10 It is not fasting because of one’s troubles that straightens out matters with God. What does do this is one’s turning from the disobedient way and doing positive good according to God’s commands. On this score, let us note what Zechariah was further told to say: “And the word of Jehovah continued to occur to Zechariah, saying: ‘This is what Jehovah of armies has said, “With true justice do your judging; and carry on with one another loving-kindness and mercies; and defraud no widow or fatherless boy, no alien resident or afflicted one, and scheme out nothing bad against one another in your hearts.” But they kept refusing to pay attention, and they kept giving a stubborn shoulder, and their ears they made too unresponsive to hear. And their heart they set as an emery stone to keep from obeying the law and the words that Jehovah of armies sent by his spirit, by means of the former prophets; so that there occurred great indignation on the part of Jehovah of armies.’

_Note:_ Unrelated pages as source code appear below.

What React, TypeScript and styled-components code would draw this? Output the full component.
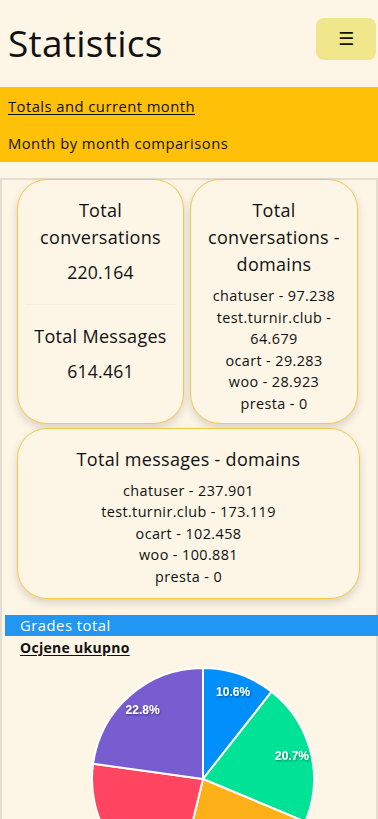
import React from "react";
import styled, { createGlobalStyle } from "styled-components";

const Global = createGlobalStyle`
  html, body { margin: 0; padding: 0; background: #fdf5e6; }
  body { font-family: "Open Sans", "Noto Sans", sans-serif; color: #111; overflow: hidden; }
  * { box-sizing: border-box; }
`;

const Page = styled.div`
  width: 378px;
  height: 819px;
  overflow: hidden;
  background: #fdf5e6;
`;

const Header = styled.header`
  height: 87px;
  display: flex;
  align-items: center;
  justify-content: space-between;
  padding: 0 2px 0 8px;
`;

const Title = styled.h1`
  margin: 0;
  font-size: 37px;
  font-weight: 400;
  letter-spacing: 0.25px;
  line-height: 1;
  margin-top: -2px;
`;

const MenuButton = styled.button`
  width: 60px;
  height: 42px;
  border: none;
  border-radius: 8px;
  background: #f0e68c;
  font-size: 18px;
  color: #111;
  margin-top: -10px;
  display: flex;
  align-items: center;
  justify-content: center;
  font-family: "DejaVu Sans", sans-serif;
`;

const Nav = styled.nav`
  background: #ffc107;
  display: flex;
  flex-direction: column;
  padding: 0 8px 1px;
`;

const NavLink = styled.a<{ $active?: boolean }>`
  height: 37px;
  display: flex;
  align-items: center;
  font-size: 14.8px;
  letter-spacing: 0.45px;
  color: #111;
  text-decoration: ${(p) => (p.$active ? "underline" : "none")};
  text-underline-offset: 2px;
`;

const Spacer = styled.div`
  height: 16px;
`;

const Container = styled.section`
  border: 2px solid #e3ddd2;
  border-bottom: none;
  min-height: 660px;
`;

const CardGrid = styled.div`
  display: grid;
  grid-template-columns: 167px 168px;
  column-gap: 6px;
  row-gap: 4px;
  padding: 0 0 0 15px;
  margin-top: -1px;
`;

const Card = styled.div<{ $wide?: boolean }>`
  grid-column: ${(p) => (p.$wide ? "1 / span 2" : "auto")};
  width: ${(p) => (p.$wide ? "343px" : "auto")};
  border: 1px solid #f7c948;
  border-radius: 30px;
  background: #fdf5e6;
  box-shadow: 0 4px 8px rgba(0, 0, 0, 0.14);
  display: flex;
  flex-direction: column;
  align-items: center;
  text-align: center;
  padding: ${(p) => (p.$wide ? "17px 8px 10px" : "17px 8px 8px")};
`;

const CardTitle = styled.div`
  font-size: 18px;
  letter-spacing: 0.3px;
  line-height: 27px;
`;

const BigNumber = styled.div`
  font-size: 17.6px;
  letter-spacing: 0.2px;
  line-height: 27px;
  margin-top: 8px;
`;

const Divider = styled.hr`
  width: 151px;
  border: none;
  border-top: 1px solid #f3ebdc;
  margin: 18px 0 18px;
`;

const List = styled.div`
  margin-top: 7px;
  display: flex;
  flex-direction: column;
`;

const ListItem = styled.div`
  font-size: 14.4px;
  letter-spacing: 0.4px;
  line-height: 21.6px;
`;

const ChartSection = styled.div`
  margin: 16px -2px 0 3px;
`;

const ChartBar = styled.div`
  background: #2196f3;
  color: #fff;
  height: 21px;
  display: flex;
  align-items: center;
  padding-left: 15px;
  font-size: 14.8px;
  letter-spacing: 0.5px;
`;

const ChartSubtitle = styled.div`
  padding-left: 15px;
  margin-top: 3px;
  font-size: 14px;
  font-weight: 700;
  letter-spacing: 0.3px;
  text-decoration: underline;
  text-underline-offset: 2px;
  line-height: 18px;
`;

const ChartSvg = styled.svg`
  display: block;
  margin-top: 5px;
`;

const slices = [
  { v: 10.6, c: "#008ffb" },
  { v: 20.7, c: "#00e396" },
  { v: 22.5, c: "#feb019" },
  { v: 23.4, c: "#ff4560" },
  { v: 22.8, c: "#775dd0" },
];

const SVG_H = 160;

function Pie() {
  const cx = 198;
  const cy = 117;
  const r = 111;
  let acc = 0;
  const pt = (a: number, rr: number) => {
    const rad = (a * Math.PI) / 180;
    return [cx + rr * Math.sin(rad), cy - rr * Math.cos(rad)];
  };
  const labels: { x: number; y: number; t: string }[] = [];
  let a = 0;
  slices.forEach((s) => {
    const mid = ((a + s.v / 2) / 100) * 360;
    a += s.v;
    const [x, y] = pt(mid, 92);
    if (y + 8 < SVG_H) labels.push({ x, y, t: `${s.v.toFixed(1)}%` });
  });
  return (
    <ChartSvg width={373} height={SVG_H} viewBox={`0 0 373 ${SVG_H}`}>
      <defs>
        <filter id="ds" x="-20%" y="-30%" width="140%" height="160%">
          <feDropShadow dx="1" dy="1" stdDeviation="1" floodColor="#000" floodOpacity="0.45" />
        </filter>
      </defs>
      {slices.map((s, i) => {
        const a0 = (acc / 100) * 360;
        acc += s.v;
        const a1 = (acc / 100) * 360;
        const [x0, y0] = pt(a0, r);
        const [x1, y1] = pt(a1, r);
        const large = a1 - a0 > 180 ? 1 : 0;
        return (
          <path
            key={i}
            d={`M${cx},${cy} L${x0},${y0} A${r},${r} 0 ${large} 1 ${x1},${y1} Z`}
            fill={s.c}
            stroke="#fff"
            strokeWidth={2}
          />
        );
      })}
      {labels.map((l, i) => (
        <text
          key={i}
          x={l.x}
          y={l.y + 4}
          textAnchor="middle"
          fill="#fff"
          fontSize="12"
          fontWeight="700"
          fontFamily="'Liberation Sans', Arial, sans-serif"
          filter="url(#ds)"
        >
          {l.t}
        </text>
      ))}
    </ChartSvg>
  );
}

export default function App() {
  return (
    <Page>
      <Global />
      <Header>
        <Title>Statistics</Title>
        <MenuButton>☰</MenuButton>
      </Header>
      <Nav>
        <NavLink $active href="#">Totals and current month</NavLink>
        <NavLink>Month by month comparisons</NavLink>
      </Nav>
      <Spacer />
      <Container>
        <CardGrid>
          <Card>
            <CardTitle>Total conversations</CardTitle>
            <BigNumber>220.164</BigNumber>
            <Divider />
            <CardTitle>Total Messages</CardTitle>
            <BigNumber>614.461</BigNumber>
          </Card>
          <Card>
            <CardTitle>Total conversations - domains</CardTitle>
            <List>
              <ListItem>chatuser - 97.238</ListItem>
              <ListItem>test.turnir.club - 64.679</ListItem>
              <ListItem>ocart - 29.283</ListItem>
              <ListItem>woo - 28.923</ListItem>
              <ListItem>presta - 0</ListItem>
            </List>
          </Card>
          <Card $wide>
            <CardTitle>Total messages - domains</CardTitle>
            <List>
              <ListItem>chatuser - 237.901</ListItem>
              <ListItem>test.turnir.club - 173.119</ListItem>
              <ListItem>ocart - 102.458</ListItem>
              <ListItem>woo - 100.881</ListItem>
              <ListItem>presta - 0</ListItem>
            </List>
          </Card>
        </CardGrid>
        <ChartSection>
          <ChartBar>Grades total</ChartBar>
          <ChartSubtitle>Ocjene ukupno</ChartSubtitle>
          <Pie />
        </ChartSection>
      </Container>
    </Page>
  );
}
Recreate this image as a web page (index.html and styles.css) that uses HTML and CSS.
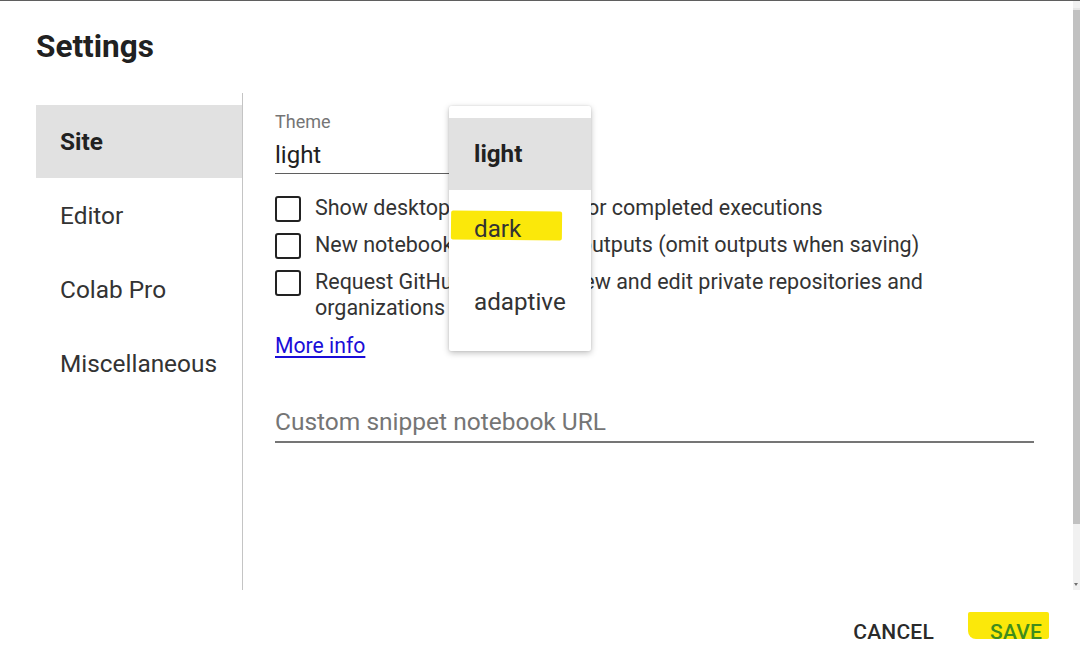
FILE: index.html
```html
<!DOCTYPE html>
<html>
<head>
<meta charset="utf-8">
<link rel="stylesheet" href="styles.css">
</head>
<body>
<div class="dialog">
  <div class="body">
    <div class="scrollarea">
      <h1 class="title">Settings</h1>
      <div class="main">
        <nav class="sidebar">
          <div class="nav-item active">Site</div>
          <div class="nav-item">Editor</div>
          <div class="nav-item">Colab Pro</div>
          <div class="nav-item">Miscellaneous</div>
        </nav>
        <div class="content">
          <div class="select">
            <div class="select-label">Theme</div>
            <div class="select-value">light</div>
          </div>
          <div class="checks">
            <label class="check"><span class="box"></span><span class="check-text">Show desktop notifications for completed executions</span></label>
            <label class="check"><span class="box"></span><span class="check-text">New notebooks use private outputs (omit outputs when saving)</span></label>
            <label class="check"><span class="box"></span><span class="check-text">Request GitHub access to view and edit private repositories and organizations</span></label>
          </div>
          <a class="more" href="#">More info</a>
          <div class="field">Custom snippet notebook URL</div>

          <div class="menu">
            <div class="menu-item selected">light</div>
            <div class="menu-item"><span class="mark mark-dark"></span><span class="menu-text">dark</span></div>
            <div class="menu-item">adaptive</div>
          </div>
        </div>
      </div>
    </div>
    <div class="scrollbar">
      <div class="sb-arrow up"></div>
      <div class="sb-thumb"></div>
      <div class="sb-track"></div>
      <div class="sb-arrow down"></div>
    </div>
  </div>
  <div class="footer">
    <button class="btn cancel">CANCEL</button>
    <button class="btn save"><span class="mark mark-save"></span><span class="btn-text">SAVE</span></button>
  </div>
</div>
</body>
</html>
```
FILE: styles.css
```css
* { box-sizing: border-box; }
html, body { margin: 0; padding: 0; background: #fff; }
body {
  font-family: Roboto, "Liberation Sans", sans-serif;
  color: #212121;
  width: 1080px;
  height: 667px;
  overflow: hidden;
}
.dialog {
  border-top: 1px solid #5f5f5f;
  height: 667px;
  display: flex;
  flex-direction: column;
}
.body {
  display: flex;
  height: 589px;
}
.scrollarea {
  flex: 1;
  padding: 0 39px 0 36px;
  display: flex;
  flex-direction: column;
}
.title {
  margin: 28px 0 0;
  font-size: 31.5px;
  line-height: 36px;
  font-weight: 700;
  color: #212121;
}
.main {
  margin-top: 28px;
  flex: 1;
  display: flex;
}
.sidebar {
  width: 207px;
  border-right: 1px solid #c4c4c4;
  padding-top: 12px;
}
.nav-item {
  height: 74px;
  display: flex;
  align-items: center;
  padding-left: 24px;
  font-size: 24.4px;
  color: #333;
}
.nav-item.active {
  background: #e1e1e1;
  font-weight: 700;
  color: #212121;
  height: 73px;
}
.content {
  position: relative;
  flex: 1;
  padding: 19px 0 0 32px;
}
.select {
  width: 260px;
  border-bottom: 1px solid #5f5f5f;
  padding-bottom: 4px;
}
.select-label {
  font-size: 18px;
  line-height: 20px;
  color: #757575;
}
.select-value {
  margin-top: 9px;
  font-size: 24px;
  line-height: 28px;
  color: #212121;
}
.checks {
  margin-top: 22px;
  display: flex;
  flex-direction: column;
  gap: 11px;
}
.check {
  display: flex;
  align-items: flex-start;
  gap: 14px;
  width: 670px;
}
.box {
  flex: none;
  width: 26px;
  height: 26px;
  border: 2.5px solid #222;
  border-radius: 3px;
}
.check-text {
  font-size: 21.5px;
  line-height: 26px;
  color: #333;
  margin-top: -1px;
}
.more {
  display: inline-block;
  margin-top: 12px;
  font-size: 21.2px;
  line-height: 26px;
  color: #1a0dd8;
  text-decoration: underline;
  text-underline-offset: 3px;
}
.field {
  margin-top: 49px;
  font-size: 24.5px;
  line-height: 28px;
  color: #757575;
  padding-bottom: 5px;
  border-bottom: 2px solid #757575;
}
.menu {
  position: absolute;
  left: 206px;
  top: 13px;
  width: 142px;
  padding: 12px 0 15px;
  background: #fff;
  box-shadow: 0 2px 6px rgba(0,0,0,0.25), 0 0 2px rgba(0,0,0,0.12);
  border-radius: 2px;
}
.menu-item {
  position: relative;
  height: 73px;
  display: flex;
  align-items: center;
  padding-left: 25px;
  padding-top: 4px;
  font-size: 24.2px;
  color: #333;
}
.menu-item.selected {
  background: #e1e1e1;
  font-weight: 700;
  color: #212121;
  height: 72px;
  padding-top: 0;
}
.menu-text, .btn-text { position: relative; }
.mark {
  position: absolute;
  background: #fbe80a;
  border-radius: 2px;
}
.mark-dark {
  left: 2px;
  top: 21px;
  width: 111px;
  height: 29px;
  transform: rotate(0.6deg);
}
.scrollbar {
  width: 7px;
  display: flex;
  flex-direction: column;
  background: #f1f1f1;
  padding-top: 3px;
}
.sb-arrow { height: 6px; background: #f1f1f1; }
.sb-arrow.up { border-bottom: 2px solid #e6e6e6; }
.sb-thumb { height: 514px; background: #c1c1c1; }
.sb-track { flex: 1; background: #f1f1f1; }
.sb-arrow.down { height: 8px; position: relative; }
.sb-arrow.down::after {
  content: "";
  position: absolute;
  left: 1px; top: 1px;
  border-left: 2px solid transparent;
  border-right: 2px solid transparent;
  border-top: 3px solid #707070;
}
.footer {
  flex: 1;
  display: flex;
  justify-content: flex-end;
  align-items: center;
  padding-right: 30px;
  gap: 40px;
  padding-top: 6px;
}
.btn {
  position: relative;
  background: none;
  border: none;
  font-family: Roboto, "Liberation Sans", sans-serif;
  font-size: 21px;
  font-weight: 500;
  padding: 4px 8px;
  letter-spacing: 0.2px;
}
.cancel { color: #2a2a2a; }
.save { color: #3f8d1c; }
.mark-save {
  left: -14px;
  top: -4px;
  width: 81px;
  height: 27px;
  border-radius: 2px 2px 2px 8px;
}
```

11. Because the inhabitants had refused to hear him calling to them, what did Jehovah do to them, with what effect on the land?

11 “‘And so it occurred that, just as he called and they did not listen, so they would call and I would not listen,’ Jehovah of armies has said. ‘And I proceeded tempestuously to hurl them throughout all the nations that they had not known; and the land itself has been left desolate behind them, with no one passing through and with no one returning; and they proceeded to make the desirable land an object of astonishment.’”​—Zechariah 7:8-14.

12. The repatriated Jews remaining on the land would now be by what course​—by fasting or what?

12 That was straightforward speech to Sharezer, Regem-melech and the men with them from Bethel. Their beloved homeland had been left desolate for seventy years because of the badness and disobedience to God’s law calling for justice according to truth, for loving-kindness and mercies. Now their return from Babylon had discontinued the desolation of the land. They could remain in that land by a course opposite to that of their fathers, that of obedience. Fasting in memory of calamities would not do it. In connection with obedience, they must carry on with the temple work.

13. Why would fasting over mournful events that befell Jehovah’s people during World War I be improper, and so what is the proper course for us to take?

13 Are we today going to carry on mourning or fasting on days that are anniversaries of calamities or mournful events that befell Jehovah’s worshipers during World War I? If such things were judgments executed by Him for the delinquencies of His organized people, are these executions of divine judgment not right things, proper things? Mourning or fasting over such things expressing God’s righteous judgments is improper. We should not mourn or fast because we have suffered thereby. That would be self-centered​—not a fasting to Jehovah, but a feeling sorry for ourselves. Learn the lessons from the past and apply them now! Then, with tears dried from our eyes, let us rejoice in Jehovah’s restored favor and forge ahead with his temple work!

[Footnotes]

^ par. 9 The “seventy years” of observing fasts could not have begun after the first deportation of the Jews by the Babylonians in the year 617 B.C.E., for that would have been about nine years before King Nebuchadnezzar began the final siege of Jerusalem and also about eleven years before the breaching of the walls of the city (on Tammuz 9) and the destruction of the city (on Ab 10) and the assassination of Governor Gedaliah in the seventh month (Tishri), these mournful events being observed by the fast periods. Hence the “seventy years” of fasting began after these last three mournful calamities had taken place, in the year 607 B.C.E. This proves that the desolation of the land lasted for seventy years and that these “seventy years” began in 607 B.C.E. and ended in 537 B.C.E.​—See Flavius Josephus’ book “Antiquities of the Jews,” Book 10, chapter 9, paragraph 7.